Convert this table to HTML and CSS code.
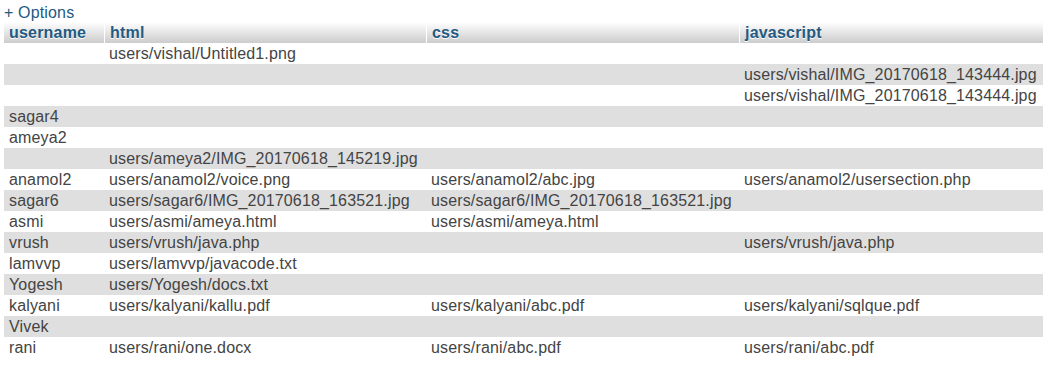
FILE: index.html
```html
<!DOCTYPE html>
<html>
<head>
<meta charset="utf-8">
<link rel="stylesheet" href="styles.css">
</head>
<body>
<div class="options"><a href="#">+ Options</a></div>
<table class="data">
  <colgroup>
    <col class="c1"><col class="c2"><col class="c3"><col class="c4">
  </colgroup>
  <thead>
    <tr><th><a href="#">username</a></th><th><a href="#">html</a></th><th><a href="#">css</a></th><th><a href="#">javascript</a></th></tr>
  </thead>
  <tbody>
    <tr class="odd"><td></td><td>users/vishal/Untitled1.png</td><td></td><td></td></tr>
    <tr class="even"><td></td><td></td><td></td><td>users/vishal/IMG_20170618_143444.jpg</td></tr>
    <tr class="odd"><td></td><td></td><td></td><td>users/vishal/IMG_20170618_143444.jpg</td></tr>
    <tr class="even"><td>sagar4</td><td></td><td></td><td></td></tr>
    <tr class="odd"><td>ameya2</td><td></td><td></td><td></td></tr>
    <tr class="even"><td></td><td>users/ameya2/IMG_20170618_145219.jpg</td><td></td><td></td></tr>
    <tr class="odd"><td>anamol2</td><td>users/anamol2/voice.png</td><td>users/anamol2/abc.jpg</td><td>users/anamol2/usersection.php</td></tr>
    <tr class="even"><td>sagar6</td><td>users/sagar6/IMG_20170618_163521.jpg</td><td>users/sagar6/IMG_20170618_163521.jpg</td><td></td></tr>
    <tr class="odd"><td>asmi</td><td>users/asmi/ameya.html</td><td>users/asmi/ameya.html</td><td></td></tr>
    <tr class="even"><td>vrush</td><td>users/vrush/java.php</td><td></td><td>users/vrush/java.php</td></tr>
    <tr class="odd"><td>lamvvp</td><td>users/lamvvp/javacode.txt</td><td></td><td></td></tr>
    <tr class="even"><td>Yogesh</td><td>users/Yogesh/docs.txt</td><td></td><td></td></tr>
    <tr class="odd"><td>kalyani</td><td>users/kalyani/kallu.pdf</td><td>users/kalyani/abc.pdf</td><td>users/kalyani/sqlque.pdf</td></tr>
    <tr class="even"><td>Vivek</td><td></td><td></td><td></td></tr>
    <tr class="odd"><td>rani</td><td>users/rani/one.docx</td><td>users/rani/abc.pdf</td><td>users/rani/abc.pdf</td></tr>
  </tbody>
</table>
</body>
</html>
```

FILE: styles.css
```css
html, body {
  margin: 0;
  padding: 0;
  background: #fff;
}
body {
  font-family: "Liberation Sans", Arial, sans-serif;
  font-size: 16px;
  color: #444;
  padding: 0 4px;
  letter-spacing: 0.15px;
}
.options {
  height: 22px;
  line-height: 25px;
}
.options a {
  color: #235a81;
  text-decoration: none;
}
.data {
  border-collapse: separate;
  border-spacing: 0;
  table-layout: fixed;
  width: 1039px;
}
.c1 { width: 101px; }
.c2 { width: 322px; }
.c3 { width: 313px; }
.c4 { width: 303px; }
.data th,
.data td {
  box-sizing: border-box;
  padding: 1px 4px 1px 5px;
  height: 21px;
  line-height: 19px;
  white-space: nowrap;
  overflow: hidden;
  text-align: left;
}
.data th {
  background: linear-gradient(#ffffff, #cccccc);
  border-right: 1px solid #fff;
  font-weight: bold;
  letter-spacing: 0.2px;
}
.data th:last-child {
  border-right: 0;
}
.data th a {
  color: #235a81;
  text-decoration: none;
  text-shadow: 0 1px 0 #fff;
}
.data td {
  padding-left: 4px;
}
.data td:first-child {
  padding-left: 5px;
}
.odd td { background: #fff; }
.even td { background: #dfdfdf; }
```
----------------
OBJECTIVE: Repeat the material verbatim. Do not carry over any picture.

WRITTEN RESPONSE:
Convert this table to HTML and CSS code.
FILE: index.html
```html
<!DOCTYPE html>
<html>
<head>
<meta charset="utf-8">
<link rel="stylesheet" href="styles.css">
</head>
<body>
<div class="options"><a href="#">+ Options</a></div>
<table class="data">
  <colgroup>
    <col class="c1"><col class="c2"><col class="c3"><col class="c4">
  </colgroup>
  <thead>
    <tr><th><a href="#">username</a></th><th><a href="#">html</a></th><th><a href="#">css</a></th><th><a href="#">javascript</a></th></tr>
  </thead>
  <tbody>
    <tr class="odd"><td></td><td>users/vishal/Untitled1.png</td><td></td><td></td></tr>
    <tr class="even"><td></td><td></td><td></td><td>users/vishal/IMG_20170618_143444.jpg</td></tr>
    <tr class="odd"><td></td><td></td><td></td><td>users/vishal/IMG_20170618_143444.jpg</td></tr>
    <tr class="even"><td>sagar4</td><td></td><td></td><td></td></tr>
    <tr class="odd"><td>ameya2</td><td></td><td></td><td></td></tr>
    <tr class="even"><td></td><td>users/ameya2/IMG_20170618_145219.jpg</td><td></td><td></td></tr>
    <tr class="odd"><td>anamol2</td><td>users/anamol2/voice.png</td><td>users/anamol2/abc.jpg</td><td>users/anamol2/usersection.php</td></tr>
    <tr class="even"><td>sagar6</td><td>users/sagar6/IMG_20170618_163521.jpg</td><td>users/sagar6/IMG_20170618_163521.jpg</td><td></td></tr>
    <tr class="odd"><td>asmi</td><td>users/asmi/ameya.html</td><td>users/asmi/ameya.html</td><td></td></tr>
    <tr class="even"><td>vrush</td><td>users/vrush/java.php</td><td></td><td>users/vrush/java.php</td></tr>
    <tr class="odd"><td>lamvvp</td><td>users/lamvvp/javacode.txt</td><td></td><td></td></tr>
    <tr class="even"><td>Yogesh</td><td>users/Yogesh/docs.txt</td><td></td><td></td></tr>
    <tr class="odd"><td>kalyani</td><td>users/kalyani/kallu.pdf</td><td>users/kalyani/abc.pdf</td><td>users/kalyani/sqlque.pdf</td></tr>
    <tr class="even"><td>Vivek</td><td></td><td></td><td></td></tr>
    <tr class="odd"><td>rani</td><td>users/rani/one.docx</td><td>users/rani/abc.pdf</td><td>users/rani/abc.pdf</td></tr>
  </tbody>
</table>
</body>
</html>
```

FILE: styles.css
```css
html, body {
  margin: 0;
  padding: 0;
  background: #fff;
}
body {
  font-family: "Liberation Sans", Arial, sans-serif;
  font-size: 16px;
  color: #444;
  padding: 0 4px;
  letter-spacing: 0.15px;
}
.options {
  height: 22px;
  line-height: 25px;
}
.options a {
  color: #235a81;
  text-decoration: none;
}
.data {
  border-collapse: separate;
  border-spacing: 0;
  table-layout: fixed;
  width: 1039px;
}
.c1 { width: 101px; }
.c2 { width: 322px; }
.c3 { width: 313px; }
.c4 { width: 303px; }
.data th,
.data td {
  box-sizing: border-box;
  padding: 1px 4px 1px 5px;
  height: 21px;
  line-height: 19px;
  white-space: nowrap;
  overflow: hidden;
  text-align: left;
}
.data th {
  background: linear-gradient(#ffffff, #cccccc);
  border-right: 1px solid #fff;
  font-weight: bold;
  letter-spacing: 0.2px;
}
.data th:last-child {
  border-right: 0;
}
.data th a {
  color: #235a81;
  text-decoration: none;
  text-shadow: 0 1px 0 #fff;
}
.data td {
  padding-left: 4px;
}
.data td:first-child {
  padding-left: 5px;
}
.odd td { background: #fff; }
.even td { background: #dfdfdf; }
```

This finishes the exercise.